パッケージ・アプリケーションのカスタマイズが増える要因

 同社が2023年6月に国内の組織を対象に実施した調査では、ERPパッケージのカスタマイズ率を20%未満に抑えている企業は33%で、27%が過半数の機能にカスタマイズを行っていることが明らかになっているという。

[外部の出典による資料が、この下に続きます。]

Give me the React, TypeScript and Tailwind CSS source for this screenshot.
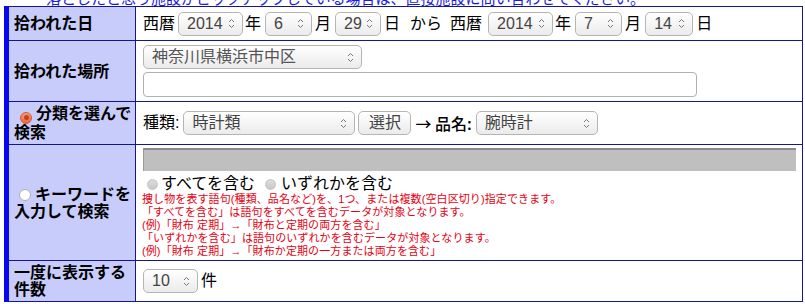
import type { ReactNode } from 'react'

function Arrows() {
  return (
    <svg width="7" height="11" viewBox="0 0 7 11" className="shrink-0">
      <path d="M1 4 L3.5 1.5 L6 4" fill="none" stroke="#777" strokeWidth="1" />
      <path d="M1 7 L3.5 9.5 L6 7" fill="none" stroke="#777" strokeWidth="1" />
    </svg>
  )
}

function Sel({ className, children }: { className: string; children: ReactNode }) {
  return (
    <div
      className={`flex h-[24px] shrink-0 items-center justify-between rounded-[5px] border border-[#b5b5b5] bg-gradient-to-b from-white to-[#ebebeb] pl-[8px] pr-[7px] text-[16px] text-[#444] ${className}`}
    >
      <span className="leading-none">{children}</span>
      <Arrows />
    </div>
  )
}

function Radio({ checked, small }: { checked?: boolean; small?: boolean }) {
  if (small) {
    return (
      <span className="inline-block h-[11px] w-[11px] shrink-0 rounded-full border border-[#c4c4c4] bg-gradient-to-b from-[#dcdcdc] to-[#c8c8c8] align-middle"></span>
    )
  }
  if (checked) {
    return (
      <span className="mr-[4px] ml-[6px] inline-flex h-[12px] w-[12px] items-center justify-center rounded-full border border-[#d9582e] bg-gradient-to-b from-[#f59a75] to-[#e8693c] align-[-1px]">
        <span className="h-[5px] w-[5px] rounded-full bg-[#c9401a]"></span>
      </span>
    )
  }
  return (
    <span className="mr-[4px] ml-[5px] inline-block h-[12px] w-[12px] rounded-full border border-[#b0b0b0] bg-white align-[-1px]"></span>
  )
}

const rows = [
  { h: 'h-[34px]', label: <>拾われた日</> },
  { h: 'h-[61px]', label: <>拾われた場所</> },
  { h: 'h-[43px]', label: <><Radio checked />分類を選んで検索</> },
  { h: 'h-[116px]', label: <><Radio />キーワードを入力して検索</> },
  { h: 'h-[40px]', label: <>一度に表示する件数</> },
]

const notes = [
  '捜し物を表す語句(種類、品名など)を、1つ、または複数(空白区切り)指定できます。',
  '「すべてを含む」は語句をすべてを含むデータが対象となります。',
  '(例)「財布 定期」→「財布と定期の両方を含む」',
  '「いずれかを含む」は語句のいずれかを含むデータが対象となります。',
  '(例)「財布 定期」→「財布か定期の一方または両方を含む」',
]

export default function App() {
  const content: ReactNode[] = [
    <div className="flex items-center text-[16px] text-black">
      <span>西暦</span>
      <Sel className="ml-[3px] w-[65px]">2014</Sel>
      <span className="ml-[2px]">年</span>
      <Sel className="ml-[4px] w-[47px]">6</Sel>
      <span className="ml-[3px]">月</span>
      <Sel className="ml-[4px] w-[46px]">29</Sel>
      <span className="ml-[3px]">日</span>
      <span className="ml-[10px]">から</span>
      <span className="ml-[8px]">西暦</span>
      <Sel className="ml-[6px] w-[65px]">2014</Sel>
      <span className="ml-[2px]">年</span>
      <Sel className="ml-[4px] w-[47px]">7</Sel>
      <span className="ml-[3px]">月</span>
      <Sel className="ml-[4px] w-[48px]">14</Sel>
      <span className="ml-[3px]">日</span>
    </div>,
    <div className="flex flex-col gap-[3px]">
      <Sel className="w-[219px] text-[#555]">神奈川県横浜市中区</Sel>
      <div className="h-[25px] w-[554px] rounded-[4px] border border-[#b0b0b0] bg-white"></div>
    </div>,
    <div className="flex items-center text-[16px] text-black">
      <span>種類:</span>
      <Sel className="ml-[4px] w-[172px]">時計類</Sel>
      <div className="ml-[3px] flex h-[24px] w-[53px] items-center justify-center rounded-[5px] border border-[#b5b5b5] bg-gradient-to-b from-white to-[#ebebeb] text-[#444]">
        選択
      </div>
      <span className="ml-[4px] font-['Noto_Sans_CJK_JP',sans-serif] font-medium">→ 品名:</span>
      <Sel className="ml-[4px] w-[122px]">腕時計</Sel>
    </div>,
    <div className="flex w-full flex-col pt-[3px]">
      <div className="h-[23px] w-[653px] border-l border-t-2 border-l-[#9a9a9a] border-t-[#8a8a8a] bg-[#bfbfbf]"></div>
      <div className="mt-[3px] flex h-[19px] items-center text-[16px] text-black">
        <span className="ml-[4px]"><Radio small /></span>
        <span className="ml-[3px] leading-none">すべてを含む</span>
        <span className="ml-[10px]"><Radio small /></span>
        <span className="ml-[5px] leading-none">いずれかを含む</span>
      </div>
      <div className="text-[11px] leading-[13px] tracking-[0.1px] text-[#e60012]">
        {notes.map((n, i) => (
          <div key={i} className="-ml-[1px]">{n}</div>
        ))}
      </div>
    </div>,
    <div className="flex items-center text-[16px] text-black">
      <Sel className="w-[55px]">10</Sel>
      <span className="ml-[3px]">件</span>
    </div>,
  ]

  return (
    <div className="h-[304px] w-[805px] overflow-hidden bg-white font-['Liberation_Sans','Noto_Sans_CJK_JP',sans-serif]">
      <div className="h-[6px] overflow-hidden">
        <div className="-mt-[9px] pl-[46px] text-[15px] leading-none whitespace-nowrap text-[#1a1ae6]">
          落としたと思う施設がピックアップしている場合は、直接施設に問い合わせてください。
        </div>
      </div>
      <div className="ml-[4px] grid w-[799px] grid-cols-[127px_1fr] border-t border-r border-b border-l-[5px] border-t-[#15159a] border-r-[#15159a] border-b-[#15159a] border-l-[#0808f0]">
        {rows.map((r, i) => (
          <div key={i} className="contents">
            <div
              className={`flex items-center border-r border-[#15159a] bg-[#c8ccfb] pl-[5px] pr-[2px] text-[16px] leading-[17px] font-bold text-black ${r.h} ${i < rows.length - 1 ? 'border-b' : ''}`}
            >
              <div>{r.label}</div>
            </div>
            <div
              className={`flex items-center border-[#15159a] pl-[7px] ${r.h} ${i < rows.length - 1 ? 'border-b' : ''} ${i === 3 ? 'items-start' : ''}`}
            >
              {content[i]}
            </div>
          </div>
        ))}
      </div>
    </div>
  )
}
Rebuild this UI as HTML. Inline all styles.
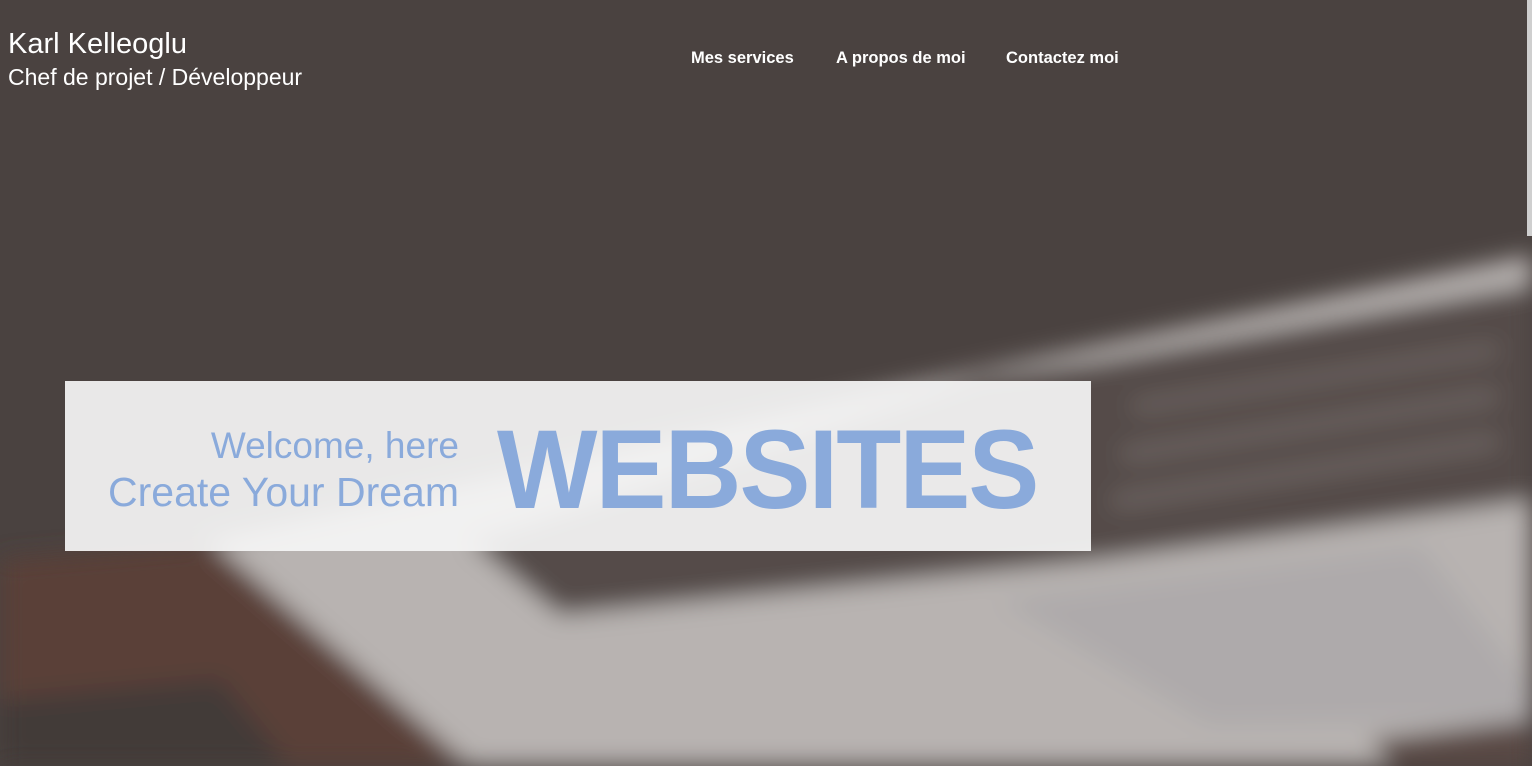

過度なカスタマイズを行う企業では、運用コストの高止まり、バージョンアップ時の負担の増大など、カスタマイズに起因する課題に頭を悩ませているという。

 カスタマイズが増える要因には、ビジネス部門はIT部門に、そしてIT部門は外部委託先に、現行業務や機能の再現などの要求をそっくりそのまま任せてしまう、いわゆる丸投げの姿勢があるとGartnerは推察している。

 近年は、ビジネス変化に即応するために、簡易的な機能拡張などのパッケージ・アプリケーション開発の一部工程で内製化に挑戦する動きが見られるが、丸投げ体質を改めないまま内製化を進めると、統制の取れないカスタマイズや機能拡張が繰り返され、技術的負債が積み上がる恐れもあるとしている。

 本好氏は次のように述べている。

 「従来の丸投げ体質を転換し、ビジネスとITのメンバーが共に課題解決に取り組む体制を構築できる企業では、カスタマイズを減らすことでパッケージ・アプリケーションの利用コストを抑えつつ、タイムリーに新機能を活用してビジネス価値を実現しやすくなります。そのためには、ビジネス部門とIT部門のフュージョン・チームを編成し、プロダクト・オーナーを担うことができるビジネス人材の育成を推進することが重要になります」

 2027年にかけて、ERPをはじめとするパッケージ・アプリケーション導入の内製化において丸投げ体質から脱却した企業は、カスタマイズを20%未満に抑えることができるとGartnerは推測している。